Bei Instagram hat mir eine Followerin ein tolles, nämlich ganz einfaches Beispiel geschickt: es falle ihr oft schwer, ein Buch einfach zur Seite zu legen und nicht fertig zu lesen, obwohl es ihr nicht gefällt. Sie vermutet dahinter Glaubenssätze wie „Was Du angefangen hast, musst Du auch fertig machen.“ So ein schönes Beispiel. Wir lassen uns von einem inneren Dogma unsere Zeit stehlen und ärgern uns im schlimmsten Fall hinterher über uns selbst. Wie schade! Doch wie kann man diese Glaubenssätze auflösen? Zuallererst mal würde ich Dich dazu einladen, das Wörtchen „muss“ in Deinem inneren Monolog nochmal eingehend auf den Prüfstand zu stellen. Und dann darfst Du Dich fragen: Und was, wenn nicht? Was passiert denn, wenn ich das Buch nicht beende? Sagt das etwas über mich, meinen Charakter und meine Lebenseinstellung aus? Glaubenssätze bleiben ja meistens bei einer verkürzten Aussage stehen. Es kann sich lohnen, diese oft etwas verqueren Postulate einfach mal zu Ende zu denken, um sie zu entschärfen.

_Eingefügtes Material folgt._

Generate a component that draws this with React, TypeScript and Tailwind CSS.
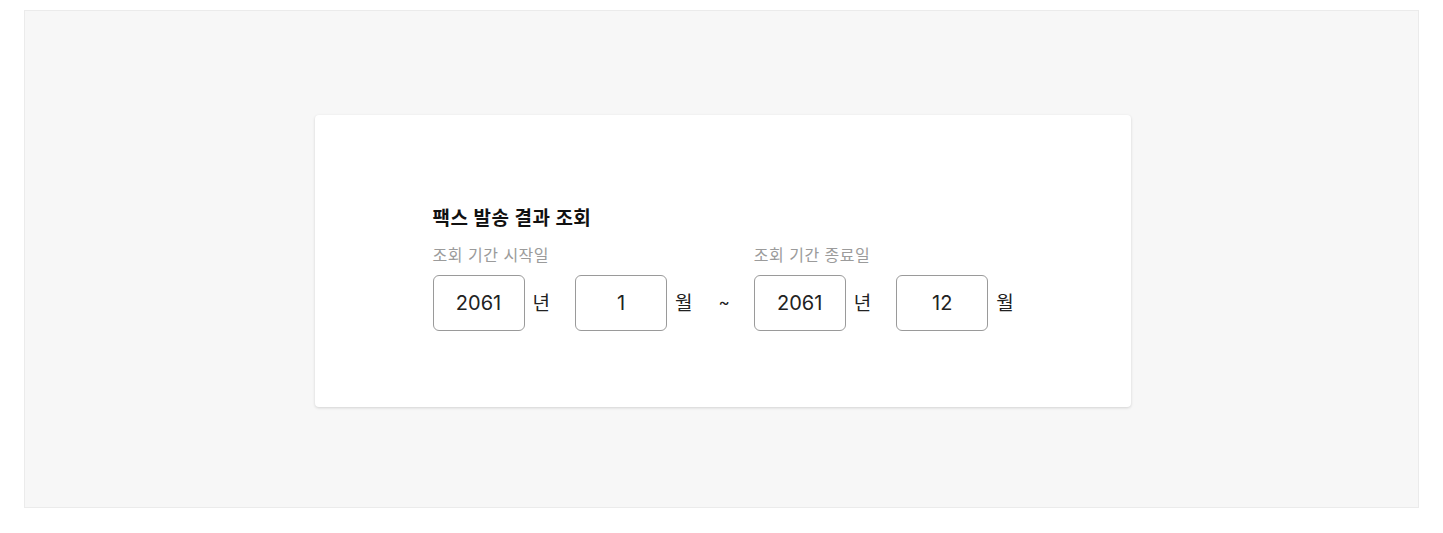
import React from "react";

const font = { fontFamily: "Inter, 'Noto Sans CJK KR', sans-serif" };

function NumBox({ value }: { value: string }) {
  return (
    <div className="w-[92px] h-[56px] rounded-[6px] border border-[#9a9a9a] flex items-center justify-center text-[20px] text-[#222]">
      {value}
    </div>
  );
}

function Unit({ value, label }: { value: string; label: string }) {
  return (
    <div className="flex items-center">
      <NumBox value={value} />
      <span className="ml-[8px] text-[19px] text-[#222] leading-none">{label}</span>
    </div>
  );
}

function Range({ title, year, month }: { title: string; year: string; month: string }) {
  return (
    <div className="flex flex-col">
      <div className="text-[16px] leading-[22px] tracking-[0.5px] text-[#9b9b9b] mb-[9px]">{title}</div>
      <div className="flex items-center gap-[25px]">
        <Unit value={year} label="년" />
        <Unit value={month} label="월" />
      </div>
    </div>
  );
}

export default function App() {
  return (
    <div className="w-full bg-white px-[24px] pt-[10px] pb-[25px]" style={font}>
      <div className="h-[498px] bg-[#f7f7f7] border border-[#ebebeb] flex items-center justify-center">
        <div className="w-[816px] mt-[4px] ml-[2px] bg-white rounded-[4px] shadow-[0_1px_3px_rgba(0,0,0,0.15)] pl-[118px] pt-[91px] pb-[76px]">
          <h1 className="text-[19px] leading-[26px] tracking-[0.5px] font-bold text-[#111] mb-[12px]">팩스 발송 결과 조회</h1>
          <div className="flex items-end">
            <Range title="조회 기간 시작일" year="2061" month="1" />
            <div className="h-[56px] flex items-center ml-[26px] mr-[24px] text-[17px] text-[#222]">~</div>
            <Range title="조회 기간 종료일" year="2061" month="12" />
          </div>
        </div>
      </div>
    </div>
  );
}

Besonders knifflig wird es häufig bei den größeren Lebensentscheidungen: zum Beispiel im Job, beim Thema Wohnort oder was zwischenmenschliche Beziehungen angeht. Eine andere Followerin hat mir geschrieben: „Ich kann super schlecht Menschen aufgeben, die mir nicht gut tun. Ich denke immer, da wird noch etwas Gutes kommen und dann werde ich immer wieder enttäuscht.“ Dieses Gefühl kennen sicher viele von uns. Und hier den richtigen Weg zu finden ist alles andere als einfach. Aber allein die Zuschreibung „Beziehungen, die mir nicht gut tun“ macht mich hellhörig. Denn dass wir uns im Kontakt oder nach dem Kontakt mit bestimmten Menschen immer wieder schlecht, angestrengt, leer fühlen, merken wir wahrscheinlich recht deutlich. Man darf sich diese Dynamik in Ruhe anschauen, auch über Jahre und Monate. Wenn der Eindruck bleibt und sich verfestigt, darf man aber auch irgendwann Konsequenzen daraus ziehen.

Kommen wir zurück zum Spannungsfeld zwischen Aufgeben und Weitermachen. Was mir daran besonders wichtig ist: Das eine ist nicht per se besser as das andere. Weitermachen ist kein Wert in sich, nicht moralisch überlegen. Es hängt einzig und allein vom Kontext ab. Gradmesser sind dabei Dein Bauchgefühl, wie gut Du Dich lesen kannst und wie ehrlich Du zu Dir bist. Möchte ich gerade abbrechen, weil die Situation mich überfordert, anstrengt, mir Angst macht? Oder ist es einfach nicht das Richtige für mich? Möchte ich gerade da bleiben, weil es einfacher ist, besser aussieht, von mir erwartet wird? Oder weil ich einen Wert darin sehe? Diese Fragen kannst nur Du Dir beantworten.

Ich finde, Aufgeben ist oft ein Gewinn. Du stehst für Dich und Deine Bedürfnisse ein, wenn Du eine ungute Situation verlässt. Du verschwendest Deine Energie und Deine Aufmerksamkeit nicht an etwas, das gar nicht zu Dir passt, Das macht Dich frei für einen anderen Weg, Auch dafür gebe ich Dir ein Beispiel: Eine Klientin hat mir letztens erzählt, wie sie nach nur drei Tagen ihren neuen Job geschmissen hat, auf den sie viel gesetzt und für den sie extra in eine andere Stadt gezogen war. Sie hat sofort gemerkt, dass es nicht passte – und diesen Schritt hat sie nie bereut. Für jemand anders mit einer anderen Gefühlslage wäre es vielleicht besser gewesen, erstmal abzuwarten und sich einzugrooven. Aber nicht für sie. Und was am Ende zutrifft, kann nur jeder selbst erfühlen.